Module 1-5 - Data Analysis Flashcards
Ways to deal with missing data? (3)
1) Replace missing values with valid values that don’t bias the data (mean, median, mode)
- Assuming that missing values are missing completely at random
2) Replace missing values with an assigned category/value
- Assign a special “code” for the missing values
3) Predict the missing value using the other variables
Random sampling, description?
Draw random # of records (without replacement) from the dataset until you have the required #
Stratified sampling, description?
Independently drawing a set of random records from each strata in your data
-Oversampling and undersampling
Systematic sampling, description?
Drawing samples according to a pattern (ex: every 5th record)
Univariate data exploration, checklist? (4)
1) Understand basic relationships in data
- Common sense checks on model output
2) Identify potential data errors that could cause misleading models
3) Identify outliers
- Understand their potential effects on the model
4) Understand how target/response varies for different predictors
Ways of gaining insight into variable distributions? (2)
1) Calculate numeric statistics/summaries of the data
2) Visualizing values of a variable in a graphical image
Types of variable combinations we can consider when examining bivariate relationships? (3)
1) Categorical vs Categorical
2) Categorical vs numeric
3) Numeric vs Numeric
Why are outliers bad? (3)
1) Can hinder model’s ability to find the patterns in the data to predict an outcome
2) Model will try to optimize its predictive accuracy by minimizing prediction error
3) If too many outliers, model will bias its predictions toward the outliers in order to bring down the overall error of the prediction
Visualization of bivariate errors, which type of plot to use:
1) Numeric vs Numeric
2) Categorical vs numeric
3) Categorical vs Categorical
1) Scatterplot
2) Box Plot
3) Frequency Table
Checklist for when you do univariate data exploration?

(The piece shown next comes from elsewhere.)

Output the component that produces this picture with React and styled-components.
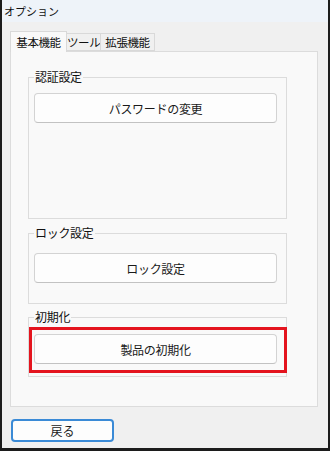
import React from 'react';
import styled, { createGlobalStyle } from 'styled-components';

const Global = createGlobalStyle`
  html, body { margin: 0; padding: 0; background: #f0f0f0; }
  * { box-sizing: border-box; }
  body { font-family: "Noto Sans CJK JP", "Noto Sans", sans-serif; }
`;

const Window = styled.div`
  width: 330px;
  height: 451px;
  display: flex;
  flex-direction: column;
  background: #f0f0f0;
  border-left: 2px solid #1c1c1c;
  border-right: 2px solid #1c1c1c;
  border-bottom: 3px solid #1c1c1c;
`;

const TitleBar = styled.div`
  height: 22px;
  flex: none;
  background: #eef3f9;
  padding-left: 2px;
  font-size: 11px;
  line-height: 22px;
  color: #111;
`;

const Body = styled.div`
  flex: 1;
  display: flex;
  flex-direction: column;
  padding: 9px 10px 8px 8px;
`;

const TabRow = styled.div`
  display: flex;
  align-items: flex-end;
  height: 20px;
  position: relative;
  z-index: 1;
`;

const Tab = styled.div`
  width: ${p => p.$w}px;
  height: ${p => (p.$active ? '21px' : '18px')};
  text-align: center;
  font-size: 11.5px;
  letter-spacing: -0.4px;
  white-space: nowrap;
  line-height: ${p => (p.$active ? '20px' : '17px')};
  color: #111;
  background: ${p => (p.$active ? '#f9f9f9' : '#f0f0f0')};
  border: 1px solid #d9d9d9;
  border-bottom: ${p => (p.$active ? 'none' : '1px solid #d9d9d9')};
  margin-left: ${p => (p.$active ? '0' : '-1px')};
  margin-bottom: ${p => (p.$active ? '-1px' : '0')};
`;

const Panel = styled.div`
  height: 356px;
  flex: none;
  background: #f9f9f9;
  border: 1px solid #dcdcdc;
  padding: 17px 30px 0 17px;
  display: flex;
  flex-direction: column;
`;

const Group = styled.fieldset`
  margin: ${p => p.$gap}px 0 0 0;
  padding: 0 9px 0 5px;
  min-width: 0;
  height: ${p => p.$h}px;
  border: 1px solid #dcdcdc;
  border-radius: 0;
`;

const Legend = styled.legend`
  padding: 0 1px;
  font-size: 12px;
  line-height: 16px;
  letter-spacing: -0.3px;
  color: #111;
`;

const Button = styled.button`
  display: block;
  width: 100%;
  height: 30px;
  margin-top: ${p => p.$top || 0}px;
  background: #fdfdfd;
  border: 1px solid #d3d3d3;
  border-bottom-color: #c2c2c2;
  border-radius: 4px;
  font-family: "Noto Sans CJK JP", "Noto Sans", sans-serif;
  font-size: 12px;
  letter-spacing: -0.3px;
  color: #1a1a1a;
  padding: 0;
`;

const Highlight = styled.div`
  margin: 2px -10px 0 -5px;
  padding: 4px 7px 6px 2px;
  border: 3px solid #e4141e;
`;

const Footer = styled.div`
  padding-top: 10px;
  padding-left: 1px;
`;

const BackButton = styled.button`
  width: 103px;
  height: 23px;
  background: #fdfdfd;
  border: 2px solid #3a8ad6;
  border-radius: 4px;
  font-family: "Noto Sans CJK JP", "Noto Sans", sans-serif;
  font-size: 12px;
  color: #1a1a1a;
  padding: 0;
`;

export default function App() {
  return (
    <>
      <Global />
      <Window>
        <TitleBar>オプション</TitleBar>
        <Body>
          <TabRow>
            <Tab $active $w={57}>基本機能</Tab>
            <Tab $w={35}>ツール</Tab>
            <Tab $w={55}>拡張機能</Tab>
          </TabRow>
          <Panel>
            <Group $h={150} $gap={0}>
              <Legend>認証設定</Legend>
              <Button $top={8}>パスワードの変更</Button>
            </Group>
            <Group $h={79} $gap={6}>
              <Legend>ロック設定</Legend>
              <Button $top={12}>ロック設定</Button>
            </Group>
            <Group $h={68} $gap={5}>
              <Legend>初期化</Legend>
              <Highlight>
                <Button>製品の初期化</Button>
              </Highlight>
            </Group>
          </Panel>
          <Footer>
            <BackButton>戻る</BackButton>
          </Footer>
        </Body>
      </Window>
    </>
  );
}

- Range of the variable, different factor levels
- Skewness: mean vs median (numeric)
- Any transformations to do with it? Any new variables to create?
- Show the graphs
Visualization of bivariate errors, which type of plot to use:
1) Numeric vs Numeric
Scatterplot
Visualization of bivariate errors, which type of plot to use:
2) Categorical vs numeric
Boxplot
Visualization of bivariate errors, which type of plot to use:
3) Categorical vs Categorical
3) Frequency Table